Reproduce the listing below character for character; drop every image.

* **INFORMATION PROVIDED**
- - - - -

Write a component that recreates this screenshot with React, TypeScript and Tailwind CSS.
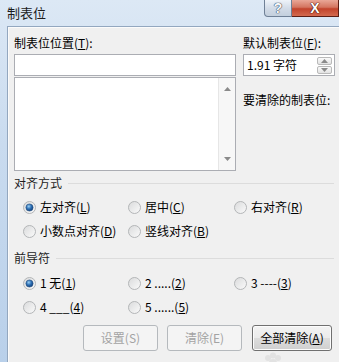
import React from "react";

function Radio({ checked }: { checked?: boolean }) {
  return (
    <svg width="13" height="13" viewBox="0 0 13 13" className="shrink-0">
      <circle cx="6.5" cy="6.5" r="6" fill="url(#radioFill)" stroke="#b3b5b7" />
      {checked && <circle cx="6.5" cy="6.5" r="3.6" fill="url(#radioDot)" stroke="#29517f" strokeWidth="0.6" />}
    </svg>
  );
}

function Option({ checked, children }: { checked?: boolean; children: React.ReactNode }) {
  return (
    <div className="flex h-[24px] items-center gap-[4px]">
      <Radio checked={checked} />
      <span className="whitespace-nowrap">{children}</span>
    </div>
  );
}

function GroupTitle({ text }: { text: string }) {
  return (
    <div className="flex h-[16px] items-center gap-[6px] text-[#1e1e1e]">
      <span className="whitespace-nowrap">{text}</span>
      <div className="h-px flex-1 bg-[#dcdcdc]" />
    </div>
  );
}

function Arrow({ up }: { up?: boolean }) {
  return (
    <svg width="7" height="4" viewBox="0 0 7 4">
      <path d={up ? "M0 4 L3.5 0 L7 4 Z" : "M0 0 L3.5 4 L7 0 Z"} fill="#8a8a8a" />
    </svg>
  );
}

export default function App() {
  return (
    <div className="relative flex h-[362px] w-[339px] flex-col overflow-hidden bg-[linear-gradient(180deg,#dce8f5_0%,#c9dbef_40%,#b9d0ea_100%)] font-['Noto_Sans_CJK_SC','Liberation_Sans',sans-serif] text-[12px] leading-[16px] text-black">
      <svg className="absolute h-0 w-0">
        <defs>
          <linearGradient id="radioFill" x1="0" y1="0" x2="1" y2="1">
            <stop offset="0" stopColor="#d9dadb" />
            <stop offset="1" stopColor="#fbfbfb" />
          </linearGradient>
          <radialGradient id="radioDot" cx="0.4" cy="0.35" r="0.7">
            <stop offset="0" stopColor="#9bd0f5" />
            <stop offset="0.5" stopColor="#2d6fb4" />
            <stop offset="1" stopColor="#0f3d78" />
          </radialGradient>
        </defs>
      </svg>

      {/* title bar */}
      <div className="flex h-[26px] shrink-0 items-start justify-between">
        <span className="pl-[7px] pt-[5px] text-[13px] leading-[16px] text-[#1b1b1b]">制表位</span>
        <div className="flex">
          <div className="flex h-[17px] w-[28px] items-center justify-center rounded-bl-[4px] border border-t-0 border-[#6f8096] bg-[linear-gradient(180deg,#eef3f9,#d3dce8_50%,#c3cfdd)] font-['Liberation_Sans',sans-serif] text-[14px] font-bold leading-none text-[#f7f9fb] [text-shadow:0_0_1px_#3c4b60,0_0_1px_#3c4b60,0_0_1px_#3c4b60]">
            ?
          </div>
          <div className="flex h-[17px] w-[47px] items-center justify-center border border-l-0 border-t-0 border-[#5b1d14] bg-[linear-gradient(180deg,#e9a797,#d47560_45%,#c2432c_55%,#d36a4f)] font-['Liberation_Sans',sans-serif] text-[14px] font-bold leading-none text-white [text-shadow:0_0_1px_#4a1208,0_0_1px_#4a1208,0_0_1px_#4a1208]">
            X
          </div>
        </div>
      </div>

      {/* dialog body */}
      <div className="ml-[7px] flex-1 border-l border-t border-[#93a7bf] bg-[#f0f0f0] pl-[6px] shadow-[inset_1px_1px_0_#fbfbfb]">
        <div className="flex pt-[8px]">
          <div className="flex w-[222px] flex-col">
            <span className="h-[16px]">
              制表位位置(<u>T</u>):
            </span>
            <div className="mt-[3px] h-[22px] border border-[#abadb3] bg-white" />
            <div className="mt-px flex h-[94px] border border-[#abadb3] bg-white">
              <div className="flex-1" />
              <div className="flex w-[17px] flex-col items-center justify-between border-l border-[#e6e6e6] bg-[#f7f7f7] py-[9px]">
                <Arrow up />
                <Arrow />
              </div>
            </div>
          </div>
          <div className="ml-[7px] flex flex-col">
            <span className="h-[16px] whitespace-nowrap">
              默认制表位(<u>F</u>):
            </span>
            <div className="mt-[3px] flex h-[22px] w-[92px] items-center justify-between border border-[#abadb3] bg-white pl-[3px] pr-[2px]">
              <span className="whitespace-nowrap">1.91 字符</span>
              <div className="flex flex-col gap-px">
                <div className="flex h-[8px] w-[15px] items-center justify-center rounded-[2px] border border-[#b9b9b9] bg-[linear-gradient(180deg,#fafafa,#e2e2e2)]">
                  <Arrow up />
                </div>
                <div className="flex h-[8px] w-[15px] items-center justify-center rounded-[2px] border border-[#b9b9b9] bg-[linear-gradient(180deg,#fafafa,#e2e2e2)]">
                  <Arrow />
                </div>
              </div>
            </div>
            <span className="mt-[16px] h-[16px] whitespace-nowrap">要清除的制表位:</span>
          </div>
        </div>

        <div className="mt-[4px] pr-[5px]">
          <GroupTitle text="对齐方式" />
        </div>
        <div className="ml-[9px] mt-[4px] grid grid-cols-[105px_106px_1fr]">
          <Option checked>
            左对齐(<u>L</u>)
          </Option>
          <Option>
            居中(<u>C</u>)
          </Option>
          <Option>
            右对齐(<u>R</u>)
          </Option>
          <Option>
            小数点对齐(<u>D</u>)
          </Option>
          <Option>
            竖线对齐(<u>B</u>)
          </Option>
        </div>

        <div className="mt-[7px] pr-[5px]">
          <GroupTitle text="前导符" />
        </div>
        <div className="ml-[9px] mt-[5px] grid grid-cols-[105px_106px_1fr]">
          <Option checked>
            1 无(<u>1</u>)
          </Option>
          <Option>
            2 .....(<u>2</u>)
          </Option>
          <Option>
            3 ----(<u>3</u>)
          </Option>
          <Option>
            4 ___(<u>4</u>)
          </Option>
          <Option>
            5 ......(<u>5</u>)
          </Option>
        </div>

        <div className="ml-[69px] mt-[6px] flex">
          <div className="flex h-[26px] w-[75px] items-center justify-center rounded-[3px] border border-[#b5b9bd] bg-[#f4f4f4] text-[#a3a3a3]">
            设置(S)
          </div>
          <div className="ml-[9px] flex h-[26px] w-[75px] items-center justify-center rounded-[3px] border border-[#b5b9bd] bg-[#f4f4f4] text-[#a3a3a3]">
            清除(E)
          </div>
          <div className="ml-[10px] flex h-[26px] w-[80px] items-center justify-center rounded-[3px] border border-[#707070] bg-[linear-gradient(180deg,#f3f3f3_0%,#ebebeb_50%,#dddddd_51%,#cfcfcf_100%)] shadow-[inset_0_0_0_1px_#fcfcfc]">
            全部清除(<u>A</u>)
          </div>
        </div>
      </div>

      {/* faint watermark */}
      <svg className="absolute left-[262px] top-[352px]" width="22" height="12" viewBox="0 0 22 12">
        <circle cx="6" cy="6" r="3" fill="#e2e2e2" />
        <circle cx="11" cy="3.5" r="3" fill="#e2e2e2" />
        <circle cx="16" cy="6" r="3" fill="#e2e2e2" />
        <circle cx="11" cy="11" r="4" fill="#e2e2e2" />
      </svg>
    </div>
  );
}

- - - - -

* **THE ANSWER**
Write a component that recreates this screenshot with React, TypeScript and Tailwind CSS.
import React from "react";

function Radio({ checked }: { checked?: boolean }) {
  return (
    <svg width="13" height="13" viewBox="0 0 13 13" className="shrink-0">
      <circle cx="6.5" cy="6.5" r="6" fill="url(#radioFill)" stroke="#b3b5b7" />
      {checked && <circle cx="6.5" cy="6.5" r="3.6" fill="url(#radioDot)" stroke="#29517f" strokeWidth="0.6" />}
    </svg>
  );
}

function Option({ checked, children }: { checked?: boolean; children: React.ReactNode }) {
  return (
    <div className="flex h-[24px] items-center gap-[4px]">
      <Radio checked={checked} />
      <span className="whitespace-nowrap">{children}</span>
    </div>
  );
}

function GroupTitle({ text }: { text: string }) {
  return (
    <div className="flex h-[16px] items-center gap-[6px] text-[#1e1e1e]">
      <span className="whitespace-nowrap">{text}</span>
      <div className="h-px flex-1 bg-[#dcdcdc]" />
    </div>
  );
}

function Arrow({ up }: { up?: boolean }) {
  return (
    <svg width="7" height="4" viewBox="0 0 7 4">
      <path d={up ? "M0 4 L3.5 0 L7 4 Z" : "M0 0 L3.5 4 L7 0 Z"} fill="#8a8a8a" />
    </svg>
  );
}

export default function App() {
  return (
    <div className="relative flex h-[362px] w-[339px] flex-col overflow-hidden bg-[linear-gradient(180deg,#dce8f5_0%,#c9dbef_40%,#b9d0ea_100%)] font-['Noto_Sans_CJK_SC','Liberation_Sans',sans-serif] text-[12px] leading-[16px] text-black">
      <svg className="absolute h-0 w-0">
        <defs>
          <linearGradient id="radioFill" x1="0" y1="0" x2="1" y2="1">
            <stop offset="0" stopColor="#d9dadb" />
            <stop offset="1" stopColor="#fbfbfb" />
          </linearGradient>
          <radialGradient id="radioDot" cx="0.4" cy="0.35" r="0.7">
            <stop offset="0" stopColor="#9bd0f5" />
            <stop offset="0.5" stopColor="#2d6fb4" />
            <stop offset="1" stopColor="#0f3d78" />
          </radialGradient>
        </defs>
      </svg>

      {/* title bar */}
      <div className="flex h-[26px] shrink-0 items-start justify-between">
        <span className="pl-[7px] pt-[5px] text-[13px] leading-[16px] text-[#1b1b1b]">制表位</span>
        <div className="flex">
          <div className="flex h-[17px] w-[28px] items-center justify-center rounded-bl-[4px] border border-t-0 border-[#6f8096] bg-[linear-gradient(180deg,#eef3f9,#d3dce8_50%,#c3cfdd)] font-['Liberation_Sans',sans-serif] text-[14px] font-bold leading-none text-[#f7f9fb] [text-shadow:0_0_1px_#3c4b60,0_0_1px_#3c4b60,0_0_1px_#3c4b60]">
            ?
          </div>
          <div className="flex h-[17px] w-[47px] items-center justify-center border border-l-0 border-t-0 border-[#5b1d14] bg-[linear-gradient(180deg,#e9a797,#d47560_45%,#c2432c_55%,#d36a4f)] font-['Liberation_Sans',sans-serif] text-[14px] font-bold leading-none text-white [text-shadow:0_0_1px_#4a1208,0_0_1px_#4a1208,0_0_1px_#4a1208]">
            X
          </div>
        </div>
      </div>

      {/* dialog body */}
      <div className="ml-[7px] flex-1 border-l border-t border-[#93a7bf] bg-[#f0f0f0] pl-[6px] shadow-[inset_1px_1px_0_#fbfbfb]">
        <div className="flex pt-[8px]">
          <div className="flex w-[222px] flex-col">
            <span className="h-[16px]">
              制表位位置(<u>T</u>):
            </span>
            <div className="mt-[3px] h-[22px] border border-[#abadb3] bg-white" />
            <div className="mt-px flex h-[94px] border border-[#abadb3] bg-white">
              <div className="flex-1" />
              <div className="flex w-[17px] flex-col items-center justify-between border-l border-[#e6e6e6] bg-[#f7f7f7] py-[9px]">
                <Arrow up />
                <Arrow />
              </div>
            </div>
          </div>
          <div className="ml-[7px] flex flex-col">
            <span className="h-[16px] whitespace-nowrap">
              默认制表位(<u>F</u>):
            </span>
            <div className="mt-[3px] flex h-[22px] w-[92px] items-center justify-between border border-[#abadb3] bg-white pl-[3px] pr-[2px]">
              <span className="whitespace-nowrap">1.91 字符</span>
              <div className="flex flex-col gap-px">
                <div className="flex h-[8px] w-[15px] items-center justify-center rounded-[2px] border border-[#b9b9b9] bg-[linear-gradient(180deg,#fafafa,#e2e2e2)]">
                  <Arrow up />
                </div>
                <div className="flex h-[8px] w-[15px] items-center justify-center rounded-[2px] border border-[#b9b9b9] bg-[linear-gradient(180deg,#fafafa,#e2e2e2)]">
                  <Arrow />
                </div>
              </div>
            </div>
            <span className="mt-[16px] h-[16px] whitespace-nowrap">要清除的制表位:</span>
          </div>
        </div>

        <div className="mt-[4px] pr-[5px]">
          <GroupTitle text="对齐方式" />
        </div>
        <div className="ml-[9px] mt-[4px] grid grid-cols-[105px_106px_1fr]">
          <Option checked>
            左对齐(<u>L</u>)
          </Option>
          <Option>
            居中(<u>C</u>)
          </Option>
          <Option>
            右对齐(<u>R</u>)
          </Option>
          <Option>
            小数点对齐(<u>D</u>)
          </Option>
          <Option>
            竖线对齐(<u>B</u>)
          </Option>
        </div>

        <div className="mt-[7px] pr-[5px]">
          <GroupTitle text="前导符" />
        </div>
        <div className="ml-[9px] mt-[5px] grid grid-cols-[105px_106px_1fr]">
          <Option checked>
            1 无(<u>1</u>)
          </Option>
          <Option>
            2 .....(<u>2</u>)
          </Option>
          <Option>
            3 ----(<u>3</u>)
          </Option>
          <Option>
            4 ___(<u>4</u>)
          </Option>
          <Option>
            5 ......(<u>5</u>)
          </Option>
        </div>

        <div className="ml-[69px] mt-[6px] flex">
          <div className="flex h-[26px] w-[75px] items-center justify-center rounded-[3px] border border-[#b5b9bd] bg-[#f4f4f4] text-[#a3a3a3]">
            设置(S)
          </div>
          <div className="ml-[9px] flex h-[26px] w-[75px] items-center justify-center rounded-[3px] border border-[#b5b9bd] bg-[#f4f4f4] text-[#a3a3a3]">
            清除(E)
          </div>
          <div className="ml-[10px] flex h-[26px] w-[80px] items-center justify-center rounded-[3px] border border-[#707070] bg-[linear-gradient(180deg,#f3f3f3_0%,#ebebeb_50%,#dddddd_51%,#cfcfcf_100%)] shadow-[inset_0_0_0_1px_#fcfcfc]">
            全部清除(<u>A</u>)
          </div>
        </div>
      </div>

      {/* faint watermark */}
      <svg className="absolute left-[262px] top-[352px]" width="22" height="12" viewBox="0 0 22 12">
        <circle cx="6" cy="6" r="3" fill="#e2e2e2" />
        <circle cx="11" cy="3.5" r="3" fill="#e2e2e2" />
        <circle cx="16" cy="6" r="3" fill="#e2e2e2" />
        <circle cx="11" cy="11" r="4" fill="#e2e2e2" />
      </svg>
    </div>
  );
}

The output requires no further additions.